(Data lines)
══════════
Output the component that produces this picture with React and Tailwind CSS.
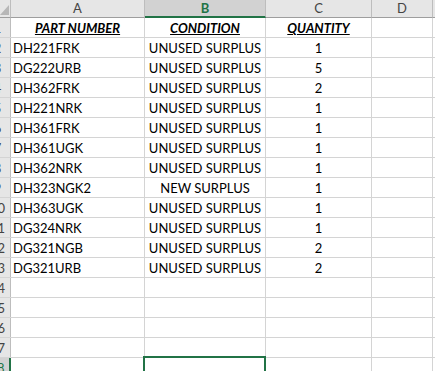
import React from 'react';

const rows = [
  ['DH221FRK', 'UNUSED SURPLUS', '1'],
  ['DG222URB', 'UNUSED SURPLUS', '5'],
  ['DH362FRK', 'UNUSED SURPLUS', '2'],
  ['DH221NRK', 'UNUSED SURPLUS', '1'],
  ['DH361FRK', 'UNUSED SURPLUS', '1'],
  ['DH361UGK', 'UNUSED SURPLUS', '1'],
  ['DH362NRK', 'UNUSED SURPLUS', '1'],
  ['DH323NGK2', 'NEW SURPLUS', '1'],
  ['DH363UGK', 'UNUSED SURPLUS', '1'],
  ['DG324NRK', 'UNUSED SURPLUS', '1'],
  ['DG321NGB', 'UNUSED SURPLUS', '2'],
  ['DG321URB', 'UNUSED SURPLUS', '2'],
];

const cell = 'h-full flex items-center pt-[2px] border-r border-[#d4d4d4] shrink-0 whitespace-nowrap overflow-hidden';

const RowHead = ({ n, selected }) => (
  <div
    className={`w-[26px] -ml-[15px] h-full shrink-0 flex items-center justify-center pt-[2px] text-[13px] border-r ${
      selected
        ? 'bg-[#d2d2d2] text-[#217346] border-[#217346] border-r-2'
        : 'bg-[#e6e6e6] text-[#444] border-[#bdbdbd]'
    }`}
  >
    {n}
  </div>
);

export default function App() {
  const empty = [14, 15, 16, 17, 18];
  return (
    <div
      className="w-[435px] h-[371px] overflow-hidden bg-white text-black"
      style={{ fontFamily: 'Lato, "Liberation Sans", sans-serif' }}
    >
      {/* Column header */}
      <div className="flex h-[18px] bg-[#e6e6e6] text-[#444] text-[13px]">
        <div className="w-[11px] h-full shrink-0 border-r border-b border-[#9e9e9e] border-r-[#bdbdbd]">
          <svg width="10" height="17" viewBox="0 0 10 17">
            <polygon points="9,5 9,15 0,15" fill="#b7b7b7" />
          </svg>
        </div>
        <div className="w-[134px] h-full shrink-0 flex items-center justify-center pt-[1px] border-r border-b border-[#bdbdbd] border-b-[#9e9e9e]">
          A
        </div>
        <div className="w-[121px] h-full shrink-0 flex items-center justify-center pt-[1px] border-r border-[#bdbdbd] bg-[#d2d2d2] border-b-2 border-b-[#217346] text-[#217346] font-bold">
          B
        </div>
        <div className="w-[106px] h-full shrink-0 flex items-center justify-center pt-[1px] border-r border-b border-[#bdbdbd] border-b-[#9e9e9e]">
          C
        </div>
        <div className="w-[61px] h-full shrink-0 flex items-center justify-center pt-[1px] border-r border-b border-[#bdbdbd] border-b-[#9e9e9e]">
          D
        </div>
        <div className="flex-1 h-full border-b border-[#9e9e9e]" />
      </div>

      {/* Title row */}
      <div className="flex h-[20px] text-[13px] border-b border-[#d4d4d4]">
        <RowHead n={1} />
        <div className={`${cell} w-[134px] justify-center font-bold italic underline`}>PART NUMBER</div>
        <div className={`${cell} w-[121px] justify-center font-bold italic underline`}>CONDITION</div>
        <div className={`${cell} w-[106px] justify-center font-bold italic underline`}>QUANTITY</div>
        <div className={`${cell} w-[61px]`} />
      </div>

      {rows.map((r, i) => (
        <div key={i} className="flex h-[20px] text-[13px] border-b border-[#d4d4d4]">
          <RowHead n={i + 2} />
          <div className={`${cell} w-[134px] pl-[2px]`}>{r[0]}</div>
          <div className={`${cell} w-[121px] justify-center`}>{r[1]}</div>
          <div className={`${cell} w-[106px] justify-center`}>{r[2]}</div>
          <div className={`${cell} w-[61px]`} />
        </div>
      ))}

      {empty.map((n) => (
        <div key={n} className="flex h-[20px] text-[13px] border-b border-[#d4d4d4]">
          <RowHead n={n} selected={n === 18} />
          <div className={`${cell} w-[134px]`} />
          <div className="h-full flex items-center border-r border-[#d4d4d4] shrink-0 w-[121px] relative">
            {n === 18 && (
              <div className="absolute -left-[2px] -top-[2px] w-[123px] h-[22px] border-2 border-[#217346]" />
            )}
          </div>
          <div className={`${cell} w-[106px]`} />
          <div className={`${cell} w-[61px]`} />
        </div>
      ))}
    </div>
  );
}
══════════
(What you need to do) Copy all the lines of data exactly as they appear, dropping any images.

(Answer for this exercise)
Output the component that produces this picture with React and Tailwind CSS.
import React from 'react';

const rows = [
  ['DH221FRK', 'UNUSED SURPLUS', '1'],
  ['DG222URB', 'UNUSED SURPLUS', '5'],
  ['DH362FRK', 'UNUSED SURPLUS', '2'],
  ['DH221NRK', 'UNUSED SURPLUS', '1'],
  ['DH361FRK', 'UNUSED SURPLUS', '1'],
  ['DH361UGK', 'UNUSED SURPLUS', '1'],
  ['DH362NRK', 'UNUSED SURPLUS', '1'],
  ['DH323NGK2', 'NEW SURPLUS', '1'],
  ['DH363UGK', 'UNUSED SURPLUS', '1'],
  ['DG324NRK', 'UNUSED SURPLUS', '1'],
  ['DG321NGB', 'UNUSED SURPLUS', '2'],
  ['DG321URB', 'UNUSED SURPLUS', '2'],
];

const cell = 'h-full flex items-center pt-[2px] border-r border-[#d4d4d4] shrink-0 whitespace-nowrap overflow-hidden';

const RowHead = ({ n, selected }) => (
  <div
    className={`w-[26px] -ml-[15px] h-full shrink-0 flex items-center justify-center pt-[2px] text-[13px] border-r ${
      selected
        ? 'bg-[#d2d2d2] text-[#217346] border-[#217346] border-r-2'
        : 'bg-[#e6e6e6] text-[#444] border-[#bdbdbd]'
    }`}
  >
    {n}
  </div>
);

export default function App() {
  const empty = [14, 15, 16, 17, 18];
  return (
    <div
      className="w-[435px] h-[371px] overflow-hidden bg-white text-black"
      style={{ fontFamily: 'Lato, "Liberation Sans", sans-serif' }}
    >
      {/* Column header */}
      <div className="flex h-[18px] bg-[#e6e6e6] text-[#444] text-[13px]">
        <div className="w-[11px] h-full shrink-0 border-r border-b border-[#9e9e9e] border-r-[#bdbdbd]">
          <svg width="10" height="17" viewBox="0 0 10 17">
            <polygon points="9,5 9,15 0,15" fill="#b7b7b7" />
          </svg>
        </div>
        <div className="w-[134px] h-full shrink-0 flex items-center justify-center pt-[1px] border-r border-b border-[#bdbdbd] border-b-[#9e9e9e]">
          A
        </div>
        <div className="w-[121px] h-full shrink-0 flex items-center justify-center pt-[1px] border-r border-[#bdbdbd] bg-[#d2d2d2] border-b-2 border-b-[#217346] text-[#217346] font-bold">
          B
        </div>
        <div className="w-[106px] h-full shrink-0 flex items-center justify-center pt-[1px] border-r border-b border-[#bdbdbd] border-b-[#9e9e9e]">
          C
        </div>
        <div className="w-[61px] h-full shrink-0 flex items-center justify-center pt-[1px] border-r border-b border-[#bdbdbd] border-b-[#9e9e9e]">
          D
        </div>
        <div className="flex-1 h-full border-b border-[#9e9e9e]" />
      </div>

      {/* Title row */}
      <div className="flex h-[20px] text-[13px] border-b border-[#d4d4d4]">
        <RowHead n={1} />
        <div className={`${cell} w-[134px] justify-center font-bold italic underline`}>PART NUMBER</div>
        <div className={`${cell} w-[121px] justify-center font-bold italic underline`}>CONDITION</div>
        <div className={`${cell} w-[106px] justify-center font-bold italic underline`}>QUANTITY</div>
        <div className={`${cell} w-[61px]`} />
      </div>

      {rows.map((r, i) => (
        <div key={i} className="flex h-[20px] text-[13px] border-b border-[#d4d4d4]">
          <RowHead n={i + 2} />
          <div className={`${cell} w-[134px] pl-[2px]`}>{r[0]}</div>
          <div className={`${cell} w-[121px] justify-center`}>{r[1]}</div>
          <div className={`${cell} w-[106px] justify-center`}>{r[2]}</div>
          <div className={`${cell} w-[61px]`} />
        </div>
      ))}

      {empty.map((n) => (
        <div key={n} className="flex h-[20px] text-[13px] border-b border-[#d4d4d4]">
          <RowHead n={n} selected={n === 18} />
          <div className={`${cell} w-[134px]`} />
          <div className="h-full flex items-center border-r border-[#d4d4d4] shrink-0 w-[121px] relative">
            {n === 18 && (
              <div className="absolute -left-[2px] -top-[2px] w-[123px] h-[22px] border-2 border-[#217346]" />
            )}
          </div>
          <div className={`${cell} w-[106px]`} />
          <div className={`${cell} w-[61px]`} />
        </div>
      ))}
    </div>
  );
}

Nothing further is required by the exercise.